### STATED TASK
State how many lines of the entries hold the string "this". Reply with the number alone.

### RECORD EXCERPTS
┄┄┄┄┄┄

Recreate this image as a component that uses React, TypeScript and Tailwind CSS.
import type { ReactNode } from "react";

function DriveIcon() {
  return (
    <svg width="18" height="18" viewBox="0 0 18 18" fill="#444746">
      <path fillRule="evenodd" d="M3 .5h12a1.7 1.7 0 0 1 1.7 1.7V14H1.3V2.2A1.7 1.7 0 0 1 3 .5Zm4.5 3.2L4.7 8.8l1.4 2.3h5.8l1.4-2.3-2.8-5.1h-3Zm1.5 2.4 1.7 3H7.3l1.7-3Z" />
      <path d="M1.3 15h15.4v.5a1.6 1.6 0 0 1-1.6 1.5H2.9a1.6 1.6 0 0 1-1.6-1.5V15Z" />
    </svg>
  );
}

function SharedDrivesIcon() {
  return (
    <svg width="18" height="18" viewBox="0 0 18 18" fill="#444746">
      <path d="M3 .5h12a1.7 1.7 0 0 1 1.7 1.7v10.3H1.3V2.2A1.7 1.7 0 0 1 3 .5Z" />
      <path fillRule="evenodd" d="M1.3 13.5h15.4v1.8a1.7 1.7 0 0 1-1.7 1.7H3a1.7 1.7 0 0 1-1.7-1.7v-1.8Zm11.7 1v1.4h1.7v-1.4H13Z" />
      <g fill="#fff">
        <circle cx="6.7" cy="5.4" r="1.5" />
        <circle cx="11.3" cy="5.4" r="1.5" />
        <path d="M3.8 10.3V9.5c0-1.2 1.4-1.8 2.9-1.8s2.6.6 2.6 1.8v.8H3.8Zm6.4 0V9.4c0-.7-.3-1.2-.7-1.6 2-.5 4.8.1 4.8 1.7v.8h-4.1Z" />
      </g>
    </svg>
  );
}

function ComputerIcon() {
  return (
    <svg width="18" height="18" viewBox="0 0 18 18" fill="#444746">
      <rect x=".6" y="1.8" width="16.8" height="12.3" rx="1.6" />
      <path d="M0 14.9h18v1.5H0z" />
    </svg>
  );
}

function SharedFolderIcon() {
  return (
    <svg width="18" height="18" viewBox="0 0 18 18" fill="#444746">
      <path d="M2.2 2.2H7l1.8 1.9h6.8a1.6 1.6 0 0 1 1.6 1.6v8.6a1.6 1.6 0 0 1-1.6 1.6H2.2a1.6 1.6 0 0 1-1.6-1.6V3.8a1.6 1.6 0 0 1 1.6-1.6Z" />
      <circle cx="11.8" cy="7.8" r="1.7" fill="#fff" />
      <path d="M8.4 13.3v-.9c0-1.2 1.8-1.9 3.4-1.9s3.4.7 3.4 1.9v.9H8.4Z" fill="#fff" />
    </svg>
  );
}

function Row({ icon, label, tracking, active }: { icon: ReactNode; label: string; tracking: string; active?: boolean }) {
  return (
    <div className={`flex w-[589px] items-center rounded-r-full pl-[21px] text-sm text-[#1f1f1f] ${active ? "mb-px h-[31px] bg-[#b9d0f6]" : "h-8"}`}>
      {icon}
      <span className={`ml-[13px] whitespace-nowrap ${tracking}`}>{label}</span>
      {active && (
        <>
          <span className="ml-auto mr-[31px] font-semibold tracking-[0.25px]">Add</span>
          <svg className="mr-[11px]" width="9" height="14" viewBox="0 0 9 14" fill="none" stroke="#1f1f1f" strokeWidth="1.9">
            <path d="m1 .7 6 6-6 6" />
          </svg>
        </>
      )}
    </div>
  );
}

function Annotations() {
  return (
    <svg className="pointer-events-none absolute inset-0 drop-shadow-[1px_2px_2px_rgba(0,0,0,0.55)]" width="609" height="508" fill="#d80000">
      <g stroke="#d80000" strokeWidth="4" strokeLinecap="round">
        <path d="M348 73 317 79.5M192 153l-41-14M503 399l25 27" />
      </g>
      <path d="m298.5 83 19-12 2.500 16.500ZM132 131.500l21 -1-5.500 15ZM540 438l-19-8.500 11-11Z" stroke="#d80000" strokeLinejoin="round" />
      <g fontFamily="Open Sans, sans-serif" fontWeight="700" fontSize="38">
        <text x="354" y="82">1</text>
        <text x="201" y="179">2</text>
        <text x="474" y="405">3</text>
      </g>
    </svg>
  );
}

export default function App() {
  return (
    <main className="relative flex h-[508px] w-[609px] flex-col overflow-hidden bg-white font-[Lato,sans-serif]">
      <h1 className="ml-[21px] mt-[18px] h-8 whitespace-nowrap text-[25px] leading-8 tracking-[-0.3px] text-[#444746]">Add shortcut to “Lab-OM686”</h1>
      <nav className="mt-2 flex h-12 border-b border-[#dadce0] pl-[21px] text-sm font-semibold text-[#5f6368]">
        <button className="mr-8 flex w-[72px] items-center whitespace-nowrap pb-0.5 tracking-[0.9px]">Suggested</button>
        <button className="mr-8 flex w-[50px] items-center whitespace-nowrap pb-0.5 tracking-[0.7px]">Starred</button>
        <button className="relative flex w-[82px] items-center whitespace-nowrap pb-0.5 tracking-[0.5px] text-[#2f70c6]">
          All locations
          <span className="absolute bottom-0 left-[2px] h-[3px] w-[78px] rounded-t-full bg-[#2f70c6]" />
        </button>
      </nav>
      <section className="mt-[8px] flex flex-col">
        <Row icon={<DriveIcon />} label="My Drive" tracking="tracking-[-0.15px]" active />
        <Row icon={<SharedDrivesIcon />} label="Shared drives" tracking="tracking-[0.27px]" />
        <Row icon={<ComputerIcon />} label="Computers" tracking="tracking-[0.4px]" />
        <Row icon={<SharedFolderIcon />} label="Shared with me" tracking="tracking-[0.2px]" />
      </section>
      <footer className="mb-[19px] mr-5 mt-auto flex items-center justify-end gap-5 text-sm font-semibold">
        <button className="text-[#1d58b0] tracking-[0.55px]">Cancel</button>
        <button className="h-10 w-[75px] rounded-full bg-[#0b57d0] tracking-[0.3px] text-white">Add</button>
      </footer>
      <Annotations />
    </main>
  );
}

┄┄┄┄┄┄

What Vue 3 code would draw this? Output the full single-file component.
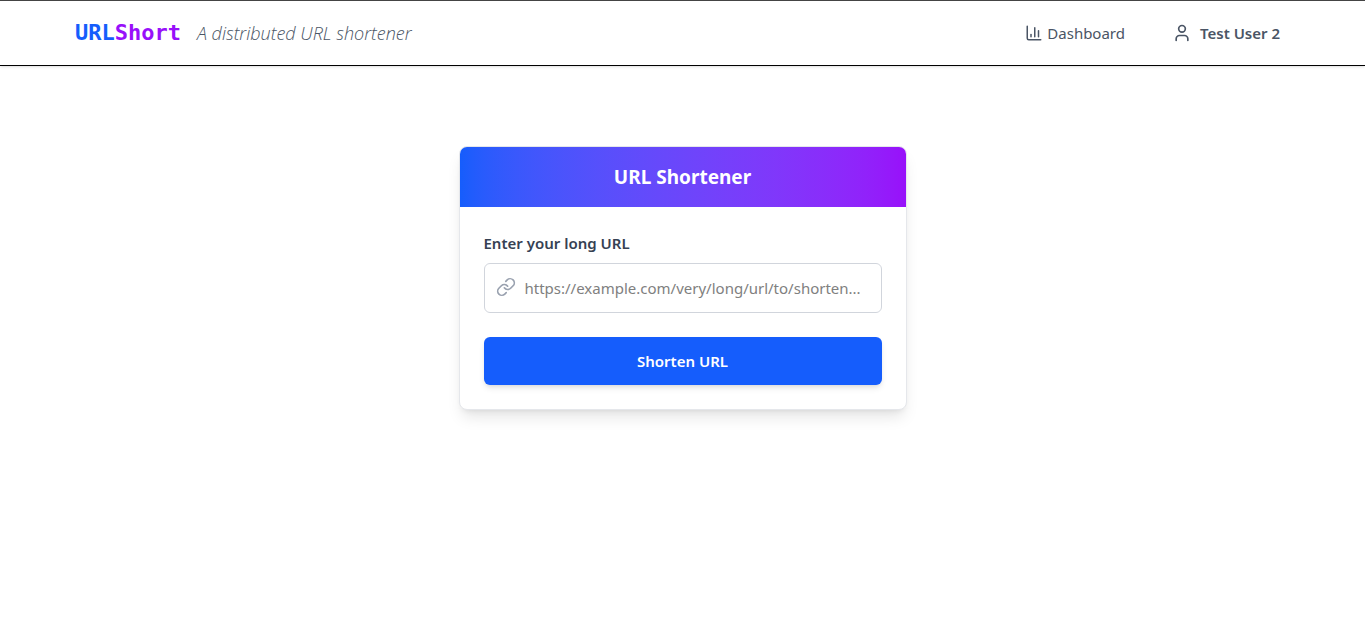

┄┄┄┄┄┄

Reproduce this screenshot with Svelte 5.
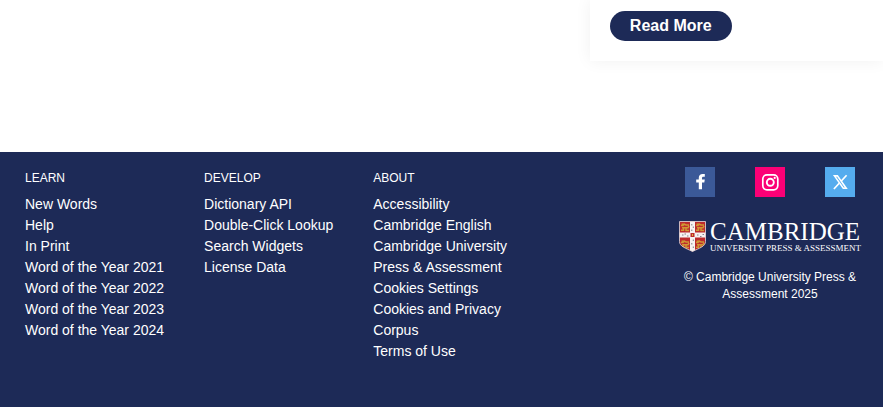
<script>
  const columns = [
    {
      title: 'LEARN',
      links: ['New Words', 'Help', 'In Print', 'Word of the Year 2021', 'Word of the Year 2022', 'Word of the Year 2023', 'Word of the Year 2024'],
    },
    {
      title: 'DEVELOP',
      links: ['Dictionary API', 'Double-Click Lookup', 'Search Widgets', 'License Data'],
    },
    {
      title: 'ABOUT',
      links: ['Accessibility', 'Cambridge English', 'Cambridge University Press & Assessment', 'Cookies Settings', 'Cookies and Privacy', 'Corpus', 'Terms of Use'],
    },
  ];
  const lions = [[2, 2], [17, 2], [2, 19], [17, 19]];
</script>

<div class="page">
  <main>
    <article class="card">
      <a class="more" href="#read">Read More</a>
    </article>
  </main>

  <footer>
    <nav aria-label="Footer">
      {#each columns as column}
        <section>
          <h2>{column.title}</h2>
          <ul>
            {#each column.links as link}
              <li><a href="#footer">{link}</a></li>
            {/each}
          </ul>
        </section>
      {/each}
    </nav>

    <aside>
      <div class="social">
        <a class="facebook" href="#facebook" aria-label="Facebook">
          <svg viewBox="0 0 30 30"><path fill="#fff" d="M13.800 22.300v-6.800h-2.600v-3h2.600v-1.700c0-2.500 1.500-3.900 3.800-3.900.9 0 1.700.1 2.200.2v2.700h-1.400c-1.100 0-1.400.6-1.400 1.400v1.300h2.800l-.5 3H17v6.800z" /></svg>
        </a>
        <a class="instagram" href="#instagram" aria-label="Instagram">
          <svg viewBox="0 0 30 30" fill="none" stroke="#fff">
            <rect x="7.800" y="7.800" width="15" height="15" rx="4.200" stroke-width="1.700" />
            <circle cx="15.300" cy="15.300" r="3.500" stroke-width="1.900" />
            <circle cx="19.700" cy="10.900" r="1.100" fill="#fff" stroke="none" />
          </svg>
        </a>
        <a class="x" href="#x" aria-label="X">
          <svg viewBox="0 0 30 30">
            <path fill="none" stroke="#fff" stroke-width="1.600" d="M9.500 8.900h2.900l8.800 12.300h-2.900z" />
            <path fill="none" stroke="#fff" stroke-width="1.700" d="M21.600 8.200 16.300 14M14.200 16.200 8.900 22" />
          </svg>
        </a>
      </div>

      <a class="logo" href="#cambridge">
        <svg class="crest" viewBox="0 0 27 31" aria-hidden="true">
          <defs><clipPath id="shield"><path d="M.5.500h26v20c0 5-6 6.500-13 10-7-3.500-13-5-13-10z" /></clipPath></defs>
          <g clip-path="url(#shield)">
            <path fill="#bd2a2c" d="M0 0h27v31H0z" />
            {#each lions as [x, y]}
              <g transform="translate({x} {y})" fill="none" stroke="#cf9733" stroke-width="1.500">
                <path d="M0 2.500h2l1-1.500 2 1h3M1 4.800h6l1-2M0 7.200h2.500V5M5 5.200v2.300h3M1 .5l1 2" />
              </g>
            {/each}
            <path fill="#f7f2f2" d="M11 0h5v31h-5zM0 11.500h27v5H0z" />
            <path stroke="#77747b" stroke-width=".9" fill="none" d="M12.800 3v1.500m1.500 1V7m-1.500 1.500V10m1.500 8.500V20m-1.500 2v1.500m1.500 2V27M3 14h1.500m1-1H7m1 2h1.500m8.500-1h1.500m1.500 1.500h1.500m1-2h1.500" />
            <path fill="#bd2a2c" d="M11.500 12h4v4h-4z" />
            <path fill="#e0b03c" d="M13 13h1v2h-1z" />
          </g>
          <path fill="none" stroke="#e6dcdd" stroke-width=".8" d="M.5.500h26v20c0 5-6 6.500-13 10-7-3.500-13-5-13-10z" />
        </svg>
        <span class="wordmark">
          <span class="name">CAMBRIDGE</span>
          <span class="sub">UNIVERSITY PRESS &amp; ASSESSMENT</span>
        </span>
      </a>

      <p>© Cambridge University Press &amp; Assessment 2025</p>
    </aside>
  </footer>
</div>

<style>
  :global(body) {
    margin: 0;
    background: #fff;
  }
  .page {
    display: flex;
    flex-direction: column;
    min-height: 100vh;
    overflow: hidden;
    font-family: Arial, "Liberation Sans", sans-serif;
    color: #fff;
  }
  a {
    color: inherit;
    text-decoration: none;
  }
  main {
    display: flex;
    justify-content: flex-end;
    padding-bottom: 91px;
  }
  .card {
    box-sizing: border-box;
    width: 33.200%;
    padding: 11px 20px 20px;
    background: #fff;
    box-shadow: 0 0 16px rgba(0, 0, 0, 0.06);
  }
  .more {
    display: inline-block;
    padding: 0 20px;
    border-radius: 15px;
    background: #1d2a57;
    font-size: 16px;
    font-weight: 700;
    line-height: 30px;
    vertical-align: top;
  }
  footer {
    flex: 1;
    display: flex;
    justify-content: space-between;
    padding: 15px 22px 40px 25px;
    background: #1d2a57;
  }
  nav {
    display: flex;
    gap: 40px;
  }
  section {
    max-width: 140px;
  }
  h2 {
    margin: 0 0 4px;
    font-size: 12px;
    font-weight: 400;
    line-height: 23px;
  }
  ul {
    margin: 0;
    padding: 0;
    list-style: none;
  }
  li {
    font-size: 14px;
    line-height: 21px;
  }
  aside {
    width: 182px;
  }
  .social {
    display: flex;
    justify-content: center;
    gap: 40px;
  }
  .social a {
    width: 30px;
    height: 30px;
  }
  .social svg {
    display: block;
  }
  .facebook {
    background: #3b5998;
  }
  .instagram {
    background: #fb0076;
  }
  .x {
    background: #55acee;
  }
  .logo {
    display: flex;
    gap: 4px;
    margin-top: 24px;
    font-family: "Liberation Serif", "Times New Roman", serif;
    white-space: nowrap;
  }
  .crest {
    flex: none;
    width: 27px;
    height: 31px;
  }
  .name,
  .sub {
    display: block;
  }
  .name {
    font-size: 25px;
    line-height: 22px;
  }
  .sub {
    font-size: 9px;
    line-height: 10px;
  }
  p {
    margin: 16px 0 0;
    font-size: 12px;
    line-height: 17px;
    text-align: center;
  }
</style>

┄┄┄┄┄┄

### SOLUTION TO THE PROBLEM
3